Once I have the kayak on the roof, I secure it with cam straps. Take the cam strap and send it over the kayak, under the crossbar, back over the kayak, then under the crossbar, and put the tag end into the cam and tighten it down. Be sure that all cam straps are straight and do not have twists as the twists will catch air when driving down the road, causing resistance and possibly loosening the strap.

If you cannot secure the cam strap to a handle or loop on the kayak, there may be risk of the kayak shifting forwards or backwards, in this case tie a line from the bow and stern and secure them to the tow hooks under your vehicle—if you don’t have tow hooks, you can use an s-hook to secure it under your bumper. Some have used ratchet straps to secure their kayak and keep it in place. But be warned, these straps are so powerful that they can easily deform your kayak; don’t fool around and ruin your boat with a strap that you don’t need.
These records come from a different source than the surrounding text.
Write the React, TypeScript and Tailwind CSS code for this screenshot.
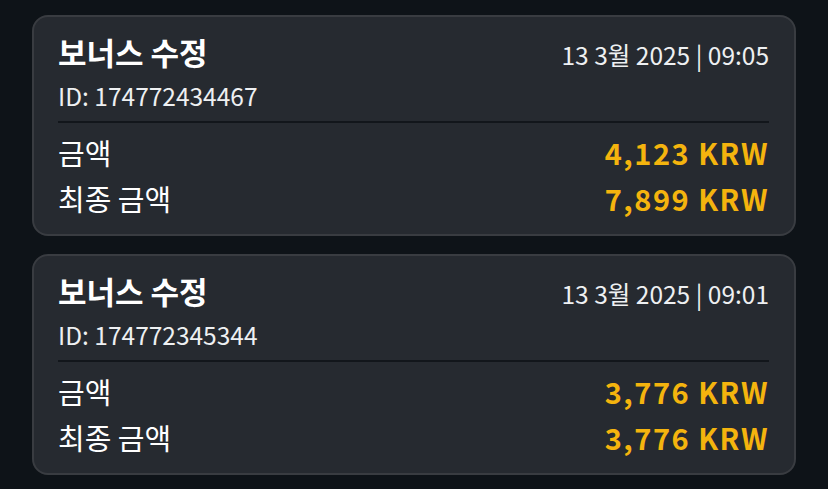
import React from "react";

type Record = {
  id: string;
  title: string;
  date: string;
  amount: string;
  finalAmount: string;
};

const records: Record[] = [
  { id: "174772434467", title: "보너스 수정", date: "13 3월 2025 | 09:05", amount: "4,123 KRW", finalAmount: "7,899 KRW" },
  { id: "174772345344", title: "보너스 수정", date: "13 3월 2025 | 09:01", amount: "3,776 KRW", finalAmount: "3,776 KRW" },
];

const font = { fontFamily: '"Noto Sans CJK KR", "Noto Sans", sans-serif' };

export default function App() {
  return (
    <div className="min-h-[489px] w-[828px] bg-[#0e1318] px-[32px] pt-[15px] pb-4 flex flex-col gap-[18px]" style={font}>
      {records.map((r) => (
        <div
          key={r.id}
          className="bg-[#262a30] border-2 border-[#393c41] rounded-[16px] pl-[24px] pr-[25px] pt-[15px] pb-[12px] text-white"
        >
          <div className="flex justify-between items-baseline h-[40px]">
            <h3 className="text-[31px] font-bold leading-[40px]">{r.title}</h3>
            <span className="text-[24.5px] leading-[40px] text-[#eef0f2]">{r.date}</span>
          </div>
          <p className="text-[24.5px] leading-[34px] mt-[7px] text-[#eef0f2]">ID: {r.id}</p>
          <div className="h-[2px] bg-[#12161b] mt-[8px] mb-[6px]" />
          <div className="flex justify-between items-center h-[47px]">
            <span className="text-[29px]">금액</span>
            <span className="text-[29px] font-bold text-[#f4b40e] tracking-[1.5px]">{r.amount}</span>
          </div>
          <div className="flex justify-between items-center h-[46px]">
            <span className="text-[29px]">최종 금액</span>
            <span className="text-[29px] font-bold text-[#f4b40e] tracking-[1.5px]">{r.finalAmount}</span>
          </div>
        </div>
      ))}
    </div>
  );
}
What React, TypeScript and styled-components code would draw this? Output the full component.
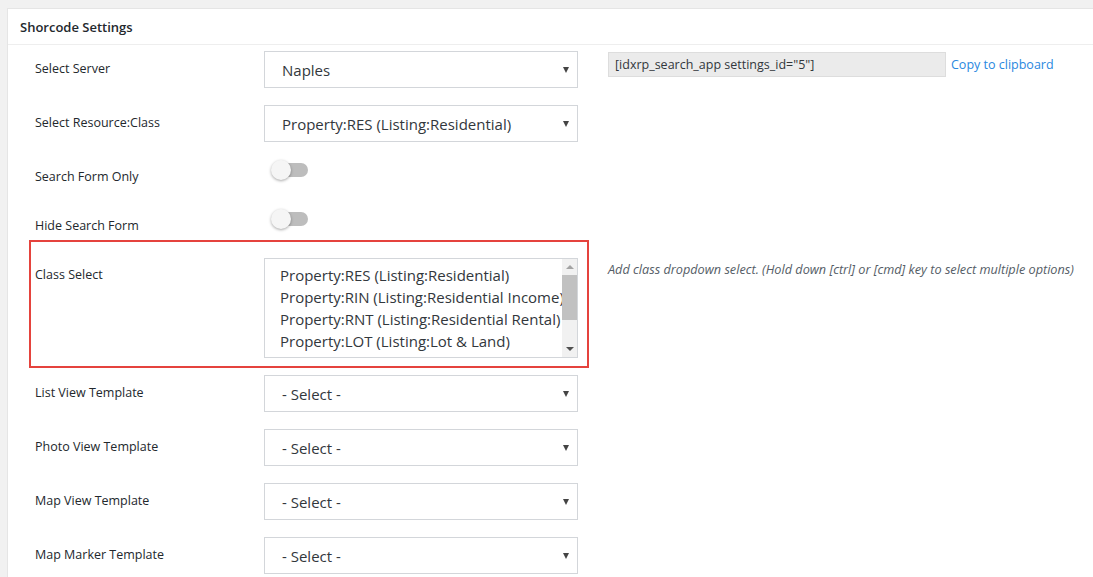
import React from "react";
import styled, { createGlobalStyle } from "styled-components";

const Global = createGlobalStyle`
  html, body { margin: 0; padding: 0; background: #f1f1f1; overflow: hidden; }
  body { font-family: "Open Sans", "Noto Sans", Arial, sans-serif; color: #23282d; }
`;

const Page = styled.div`
  padding: 8px 0 0 7px;
  height: 577px;
  box-sizing: border-box;
  overflow: hidden;
`;

const Card = styled.section`
  background: #fff;
  border: 1px solid #e5e5e5;
  border-right: none;
  margin-right: -20px;
  height: 640px;
`;

const Header = styled.h2`
  margin: 0;
  height: 35px;
  border-bottom: 1px solid #eeeeee;
  padding-left: 12px;
  display: flex;
  align-items: center;
  font-size: 13px;
  font-weight: 600;
  color: #23282d;
`;

const Row = styled.div<{ $h: number }>`
  display: flex;
  align-items: flex-start;
  height: ${(p) => p.$h}px;
  padding-left: 21px;
`;

const Field = styled.div<{ $highlight?: boolean }>`
  display: flex;
  align-items: flex-start;
  width: 560px;
  height: 100%;
  box-sizing: border-box;
  border: 2px solid ${(p) => (p.$highlight ? "#e5433d" : "transparent")};
  ${(p) => (p.$highlight ? "" : "border-top: none; border-bottom: none;")}
  padding-left: 4px;
`;

const Label = styled.div<{ $top: number }>`
  width: 229px;
  flex: none;
  padding-top: ${(p) => p.$top}px;
  font-size: 12.5px;
  line-height: 18px;
  color: #23282d;
`;

const Control = styled.div<{ $top: number }>`
  width: 314px;
  flex: none;
  padding-top: ${(p) => p.$top}px;
`;

const Extra = styled.div<{ $top: number }>`
  margin-left: 19px;
  padding-top: ${(p) => p.$top}px;
  display: flex;
  align-items: center;
  white-space: nowrap;
`;

const SelectBox = styled.div`
  height: 37px;
  box-sizing: border-box;
  border: 1px solid #d3d6da;
  display: flex;
  align-items: center;
  justify-content: space-between;
  padding: 0 8px 0 17px;
  font-size: 15px;
  color: #32373c;
  background: #fff;
`;

const Caret = styled.span`
  width: 0;
  height: 0;
  border-left: 3.5px solid transparent;
  border-right: 3.5px solid transparent;
  border-top: 6px solid #444;
  margin-top: 1px;
`;

const ShortcodeInput = styled.div`
  width: 338px;
  height: 25px;
  box-sizing: border-box;
  background: #ebebeb;
  border: 1px solid #dddddd;
  font-size: 12.5px;
  color: #32373c;
  padding-left: 6px;
  display: flex;
  align-items: center;
`;

const CopyLink = styled.a`
  margin-left: 5px;
  font-size: 12.5px;
  color: #2a88e0;
  text-decoration: none;
`;

const HelpText = styled.p`
  margin: 0;
  font-size: 12.7px;
  font-style: italic;
  color: #555d66;
  line-height: 18px;
`;

const Toggle = styled.div`
  position: relative;
  width: 38px;
  height: 20px;
  margin-left: 7px;
`;

const Track = styled.span`
  position: absolute;
  left: 9px;
  top: 3px;
  width: 28px;
  height: 14px;
  border-radius: 7px;
  background: #bdbdbd;
`;

const Knob = styled.span`
  position: absolute;
  left: 0;
  top: 0;
  width: 20px;
  height: 20px;
  border-radius: 50%;
  background: #f5f5f5;
  box-shadow: 0 1px 3px rgba(0, 0, 0, 0.35);
`;

const ListBox = styled.div`
  height: 100px;
  box-sizing: border-box;
  border: 1px solid #d3d6da;
  display: flex;
  background: #fff;
`;

const Options = styled.div`
  flex: 1;
  overflow: hidden;
  padding: 5px 0 0 15px;
  font-size: 15px;
  line-height: 22px;
  color: #32373c;
  white-space: nowrap;
`;

const Scrollbar = styled.div`
  width: 15px;
  flex: none;
  background: #f1f1f1;
  display: flex;
  flex-direction: column;
  align-items: center;
`;

const ScrollArrow = styled.span<{ $up?: boolean; $color: string }>`
  width: 0;
  height: 0;
  border-left: 4px solid transparent;
  border-right: 4px solid transparent;
  ${(p) =>
    p.$up
      ? `border-bottom: 4px solid ${p.$color}; margin-top: 6px;`
      : `border-top: 4px solid ${p.$color}; margin-top: auto; margin-bottom: 6px;`}
`;

const Thumb = styled.span`
  width: 100%;
  height: 45px;
  margin-top: 6px;
  background: #c1c1c1;
`;

const Select = ({ value }: { value: string }) => (
  <SelectBox>
    <span>{value}</span>
    <Caret />
  </SelectBox>
);

const Switch = () => (
  <Toggle>
    <Track />
    <Knob />
  </Toggle>
);

const classOptions = [
  "Property:RES (Listing:Residential)",
  "Property:RIN (Listing:Residential Income)",
  "Property:RNT (Listing:Residential Rental)",
  "Property:LOT (Listing:Lot & Land)",
  "Property:COM (Listing:Commercial Sale)",
];

export default function App() {
  return (
    <>
      <Global />
      <Page>
        <Card>
          <Header>Shorcode Settings</Header>

          <Row $h={54}>
            <Field>
              <Label $top={15}>Select Server</Label>
              <Control $top={6}>
                <Select value="Naples" />
              </Control>
            </Field>
            <Extra $top={7}>
              <ShortcodeInput>[idxrp_search_app settings_id="5"]</ShortcodeInput>
              <CopyLink href="#">Copy to clipboard</CopyLink>
            </Extra>
          </Row>

          <Row $h={54}>
            <Field>
              <Label $top={15}>Select Resource:Class</Label>
              <Control $top={6}>
                <Select value="Property:RES (Listing:Residential)" />
              </Control>
            </Field>
          </Row>

          <Row $h={49}>
            <Field>
              <Label $top={15}>Search Form Only</Label>
              <Control $top={7}>
                <Switch />
              </Control>
            </Field>
          </Row>

          <Row $h={38}>
            <Field>
              <Label $top={15}>Hide Search Form</Label>
              <Control $top={7}>
                <Switch />
              </Control>
            </Field>
          </Row>

          <Row $h={128}>
            <Field $highlight>
              <Label $top={24}>Class Select</Label>
              <Control $top={16}>
                <ListBox>
                  <Options>
                    {classOptions.map((o) => (
                      <div key={o}>{o}</div>
                    ))}
                  </Options>
                  <Scrollbar>
                    <ScrollArrow $up $color="#a3a3a3" />
                    <Thumb />
                    <ScrollArrow $color="#505050" />
                  </Scrollbar>
                </ListBox>
              </Control>
            </Field>
            <Extra $top={20}>
              <HelpText>
                Add class dropdown select. (Hold down [ctrl] or [cmd] key to select multiple options)
              </HelpText>
            </Extra>
          </Row>

          {["List View Template", "Photo View Template", "Map View Template", "Map Marker Template"].map(
            (label) => (
              <Row $h={54} key={label}>
                <Field>
                  <Label $top={16}>{label}</Label>
                  <Control $top={7}>
                    <Select value="- Select -" />
                  </Control>
                </Field>
              </Row>
            )
          )}
        </Card>
      </Page>
    </>
  );
}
Getting your kayak onto the crossbars can be a challenge as many kayaks weigh between 60 and 100 pounds. There are many products that now help with this, from very simple to more intricate lifting systems. The Yakima Showboat provides a convenient way to load and unload a kayak, allowing one person to easily do the job.  The Rhino Nautic is also great, providing a winding system that allows the yakker to pull their boat atop their vehicle with little effort. There are also simpler tools that help you get your kayak on crossbars, such as the Malone Channel Loader and the Rhino Universal Side Loader.

Those who own pickup trucks will have an easier time hauling their boats. The bed of most pickups these days is nearly 6 feet long and with the tailgate open the platform is nearly 8 feet long. Using a T-bar style bed extender will give you all the support you’ll need to haul your yak. Just fit the extender into the hitch receiver, slide the kayak into truck and cinch it down with the cam straps—you’re ready to roll. There are plenty of bed extenders that you can buy from many retailers like Harbor Freight or your local kayak dealer.

Don’t let hauling your kayak be an obstacle to fishing. With some basic materials, you can quickly be on your way.  In a few weeks, I’ll cover how to haul multiple kayaks and the long haul trip to help get you where you want to go.